When your family moved to Feltham, Middlesex, England when you were 17, you went to college and worked at Heathrow, just like a lot of immigrants do. A few years after you broke free from the typical immigrant survival story and followed your passion for music. When you were 25 you formed the band that would define your career and your legacy, Queen. It is at this time you decided to change your last name from Bulsara to Mercury and your identity as a “white” British man was born.
In the footnotes of your Wikipedia entry it says this about the name (and heritage) you renounced:
- The Bulsara family gets its name from Bulsar, a city and district that is now in the Indian state of Gujarat and is today officially known as Valsad.

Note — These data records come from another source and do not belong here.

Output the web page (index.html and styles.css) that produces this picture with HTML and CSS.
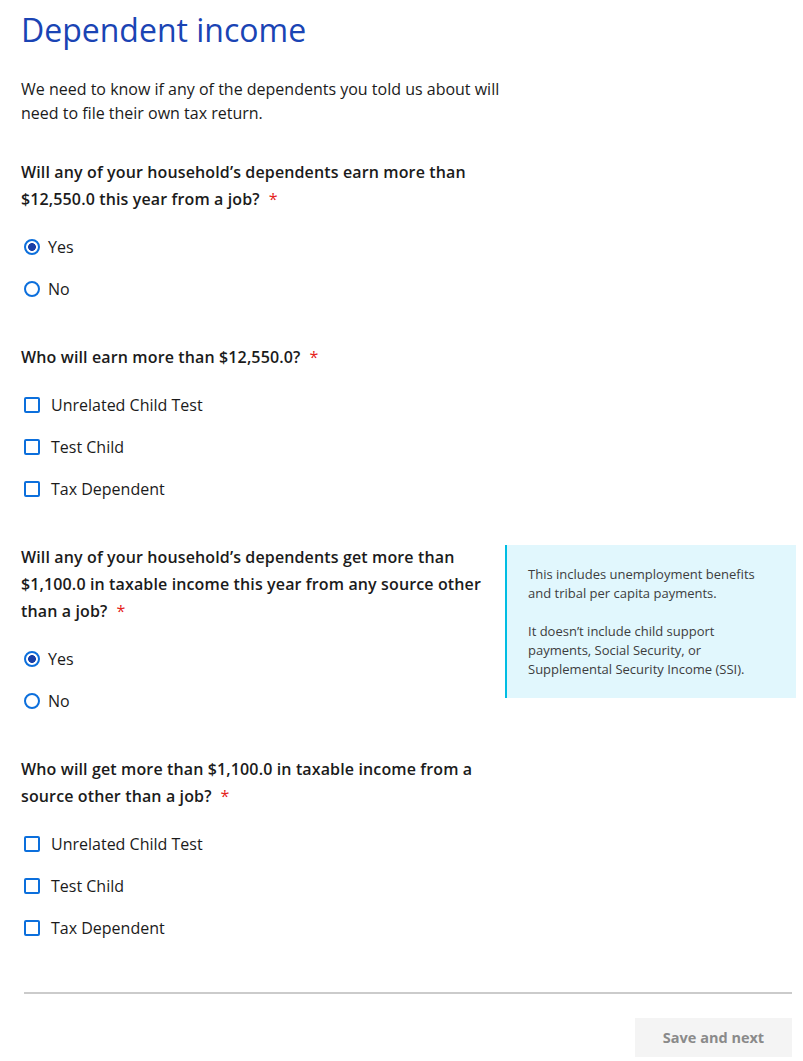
FILE: index.html
```html
<!DOCTYPE html>
<html lang="en">
<head>
  <meta charset="UTF-8">
  <meta name="viewport" content="width=device-width, initial-scale=1.0">
  <title>Dependent income</title>
  <link rel="stylesheet" href="styles.css">
</head>
<body>

  <main class="page">
    <h1 class="page-title">Dependent income</h1>

    <p class="intro">We need to know if any of the dependents you told us about will need to file their own tax return.</p>

    <form id="dependent-income" class="form">

      <section class="question">
        <fieldset class="field">
          <legend class="field-label">Will any of your household’s dependents earn more than $12,550.0 this year from a job?<span class="required">*</span></legend>
          <label class="option"><input type="radio" name="earn-job" value="yes" checked> Yes</label>
          <label class="option"><input type="radio" name="earn-job" value="no"> No</label>
        </fieldset>
      </section>

      <section class="question">
        <fieldset class="field">
          <legend class="field-label">Who will earn more than $12,550.0?<span class="required">*</span></legend>
          <label class="option option-check"><input type="checkbox" name="earn-who"> Unrelated Child Test</label>
          <label class="option option-check"><input type="checkbox" name="earn-who"> Test Child</label>
          <label class="option option-check"><input type="checkbox" name="earn-who"> Tax Dependent</label>
        </fieldset>
      </section>

      <section class="question">
        <fieldset class="field">
          <legend class="field-label">Will any of your household’s dependents get more than $1,100.0 in taxable income this year from any source other than a job?<span class="required">*</span></legend>
          <label class="option"><input type="radio" name="other-income" value="yes" checked> Yes</label>
          <label class="option"><input type="radio" name="other-income" value="no"> No</label>
        </fieldset>
        <aside class="hint">
          <p>This includes unemployment benefits and tribal per capita payments.</p>
          <p>It doesn’t include child support payments, Social Security, or Supplemental Security Income (SSI).</p>
        </aside>
      </section>

      <section class="question">
        <fieldset class="field">
          <legend class="field-label">Who will get more than $1,100.0 in taxable income from a source other than a job?<span class="required">*</span></legend>
          <label class="option option-check"><input type="checkbox" name="other-who"> Unrelated Child Test</label>
          <label class="option option-check"><input type="checkbox" name="other-who"> Test Child</label>
          <label class="option option-check"><input type="checkbox" name="other-who"> Tax Dependent</label>
        </fieldset>
      </section>

      <div class="form-footer">
        <button type="button" class="btn-next" disabled>Save and next</button>
      </div>
    </form>
  </main>

</body>
</html>
```

FILE: styles.css
```css
body {
  margin: 0;
  font-family: "Open Sans", "Noto Sans", Arial, sans-serif;
  color: #1b1b1b;
  background: #fff;
}

.page {
  padding: 10px 7px 0 21px;
}

.page-title {
  margin: 0;
  font-size: 32px;
  line-height: 40px;
  font-weight: 400;
  color: #1a44b4;
}

.intro {
  width: 484px;
  margin: 27px 0 0;
  font-size: 16px;
  line-height: 24px;
}

.form {
  margin-top: 34px;
}

.question {
  display: grid;
  grid-template-columns: 484px 1fr;
  align-items: start;
  margin-bottom: 43px;
}

.field {
  margin: 0;
  padding: 0;
  border: none;
  min-width: 0;
}

.field-label {
  padding: 0;
  margin-bottom: 22px;
  font-size: 16px;
  line-height: 27px;
  font-weight: 600;
  letter-spacing: 0.13px;
}

.required {
  display: inline-block;
  margin-left: 9px;
  color: #e5221b;
  font-weight: 400;
}

.option {
  display: flex;
  align-items: center;
  gap: 8px;
  height: 24px;
  margin-bottom: 18px;
  font-size: 16px;
  line-height: 24px;
}

.option:last-of-type {
  margin-bottom: 0;
}

.option-check {
  gap: 11px;
}

.option input {
  appearance: none;
  -webkit-appearance: none;
  margin: 0 0 0 3px;
  width: 16px;
  height: 16px;
  border: 2px solid #0c6fdc;
  background: #fff;
  flex-shrink: 0;
}

.option input[type="radio"] {
  border-radius: 50%;
}

.option input[type="radio"]:checked {
  background: radial-gradient(circle, #1a3fa6 0 3.6px, #fff 4.2px);
}

.option input[type="checkbox"] {
  border-radius: 2px;
}

.hint {
  margin-top: 1px;
  padding: 20px 16px 19px 21px;
  border-left: 2px solid #00bde3;
  background-color: #e1f7fd;
  font-size: 13px;
  line-height: 19px;
  color: #3d3d3d;
}

.hint p {
  margin: 0 0 19px;
}

.hint p:last-child {
  margin-bottom: 0;
}

.form-footer {
  display: flex;
  justify-content: flex-end;
  margin: 52px 4px 0 3px;
  padding-top: 24px;
  border-top: 2px solid #cbcbcb;
}

.btn-next {
  width: 157px;
  height: 39px;
  border: none;
  background-color: #f4f4f4;
  color: #8a8a8a;
  font-family: inherit;
  font-size: 14.5px;
  font-weight: 700;
}
```
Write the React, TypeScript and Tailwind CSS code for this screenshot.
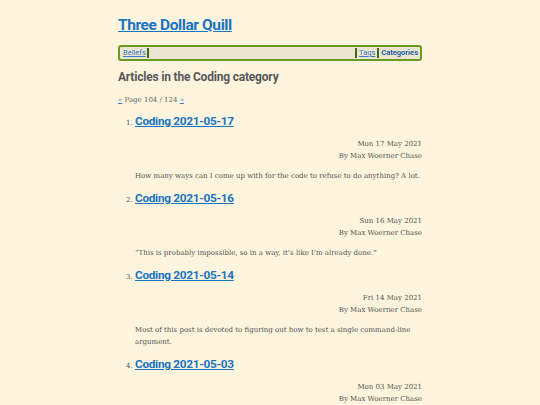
const posts = [
  {
    title: "Coding 2021-05-17",
    date: "Mon 17 May 2021",
    summary: "How many ways can I come up with for the code to refuse to do anything? A lot.",
  },
  {
    title: "Coding 2021-05-16",
    date: "Sun 16 May 2021",
    summary: "\u201cThis is probably impossible, so in a way, it\u2019s like I\u2019m already done.\u201d",
  },
  {
    title: "Coding 2021-05-14",
    date: "Fri 14 May 2021",
    summary: "Most of this post is devoted to figuring out how to test a single command-line argument.",
  },
  {
    title: "Coding 2021-05-03",
    date: "Mon 03 May 2021",
    summary: "Some more refactoring, and a look at what I need next.",
  },
];

const sans = "font-['Roboto','Noto_Sans',sans-serif]";
const serif = "font-['DejaVu_Serif','Liberation_Serif',serif]";

export default function App() {
  return (
    <div className={`h-[405px] overflow-hidden bg-[#fcf4dc] ${serif} text-[#555]`}>
      <div className="mx-auto w-[304px] pt-[14px]">
        <h1 className={`${sans} text-[15.5px] font-bold leading-[22px] tracking-[-0.4px]`}>
          <a href="#" className="text-[#1a73c4] underline">
            Three Dollar Quill
          </a>
        </h1>

        <nav className="mt-[9px] flex h-[16px] items-center rounded-[3px] border-2 border-[#6a9a22] bg-[#ebe4cf] px-[2px] text-[7.5px] leading-[10px]">
          <a href="#" className={`${sans} border-r-2 border-[#3f6a10] px-[1px] text-[#3b7cc0] underline`}>
            Beliefs
          </a>
          <div className="flex-1" />
          <a href="#" className={`${sans} border-x-2 border-[#3f6a10] px-[2px] text-[#3b7cc0] underline`}>
            Tags
          </a>
          <a href="#" className={`${sans} pl-[2px] font-bold text-[#1f5fa8]`}>
            Categories
          </a>
        </nav>

        <h2 className={`${sans} mt-[8px] text-[12px] font-bold leading-[16px] tracking-[-0.2px] text-[#58595b]`}>
          Articles in the Coding category
        </h2>

        <p className="mt-[9px] text-[7px] leading-[12px] text-[#666]">
          <a href="#" className="text-[#3b7cc0] underline">«</a> Page 104 / 124{" "}
          <a href="#" className="text-[#3b7cc0] underline">»</a>
        </p>

        <ol className="mt-[7px] list-decimal pl-[17px] text-[7px] leading-[12px] marker:text-[7px]">
          {posts.map((p) => (
            <li key={p.title} className="mb-[8px]">
              <a href="#" className={`${sans} text-[11.8px] font-bold leading-[16px] tracking-[-0.3px] text-[#1a73c4] underline`}>
                {p.title}
              </a>
              <div className="mt-[9px] text-right">
                <div>{p.date}</div>
                <div>By Max Woerner Chase</div>
              </div>
              <p className="mt-[8px]">{p.summary}</p>
            </li>
          ))}
        </ol>
      </div>
    </div>
  );
}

In the 17th century, Bulsar was one of the five centers of the Zoroastrian religion (the other four were also in what is today Gujarat) and consequently “Bulsara” is a relatively common name amongst Parsi Zoroastrians.
I have to admit that it hurts that you renounced the unique heritage that you and I so unexpectedly share, that we are both Indians that lived in Africa. You passed as white and you lived in a different time where perhaps being forthright about being Persian/Indian would not have served your astronomical musical career.
And perhaps the choice to hide your complex and decidedly non-Western heritage wasn’t so thought-out and conscious. Perhaps it was just part of your journey to find your true self, independent of where you came from. A self that included being gay, something that perhaps wasn’t so welcomed and encouraged in the culture in which you were born. I will never know.
It hurts and I also understand because I did the same thing. I also denied my heritage out in the American public as long as I can remember. I morphed myself and passed as white in my behavior if not in the pigment of my skin. I got rid of my accent like it was a stain that would attract ridicule and derision. I only wore Indian clothes to Indian parties and at the mosque, I was embarrassed to be seen with my mom in public because she wore Indian clothes and was so seemingly unAmerican, and I had crushes on white boys only.
In 2005, I married a white American man with the last name of Loomans, which is an Anglicized version of a Dutch name. At that time I also renounced my last name (and my heritage) and took my American husband’s name, Loomans.
Rejecting my heritage was also part of my journey to find my true self independent of where I came from. A self that includes being a single woman without children, something that perhaps isn’t so welcomed and encouraged in the culture in which I was born.
But as the second half of my life begins, I am setting out on my return journey. Mark Gerzon says about the second half of life in his book Coming into Your Own, “now we yearn for wholeness. We yearn to remember the parts of ourselves that we have forgotten, to nourish those we have starved, to express those we have silenced, and to bring into the light those we have cast into the shadows.”
At the age of 41, six years after my divorce, I am reclaiming my last name Khatri (and my heritage) on my own terms. I have decided to not throw the baby out with the bath water. I am realizing that I can’t be my full true self without re-integrating my cultural heritage back into my life in ways that make sense for me.
And even though we live in a time where white nationalism is on the rise, we also live in a time, consequently, with heightened consciousness of immigrant cultures and how enriching and important they are to any nation. In other words, we live in a time where you don’t have to pretend to be white to survive and thrive in a Western country, as perhaps you did.
As we get older, we become more comfortable in our skin, no matter its color. I wonder, Farrokh, if you would have embarked on a similar return journey that I am now on. I wonder if you would have been proud of your gorgeous heritage and worn it on your sleeve and by doing so would have told the whole damn world that an Indian immigrant can become one of the greatest Western rock stars of all time. And maybe even if you never gave Lata Mangeshkar the time of day in your youth, I wonder if you would have later acknowledged the subconscious influences of your wonderful Persian/Indian/African background on your musical genius.
This is the second footnote on your Wikipedia entry:
- On Mercury’s birth certificate,[11]his parents defined themselves with “Nationality: British Indian” and “Race: Parsi“. The Parsis are an ethnic group of Persian origin and have lived on the Indian Subcontinent for over a thousand years.
I wonder if you had lived long enough, if your cultural origin would not be a mere footnote but a huge part of your story, which I have no doubt it actually was. I wonder if you lived long enough, the world would finally know and acknowledge that one of the 100 Greatest Britons of all time was really a Persian/Indian immigrant and that this is something to be extremely proud of.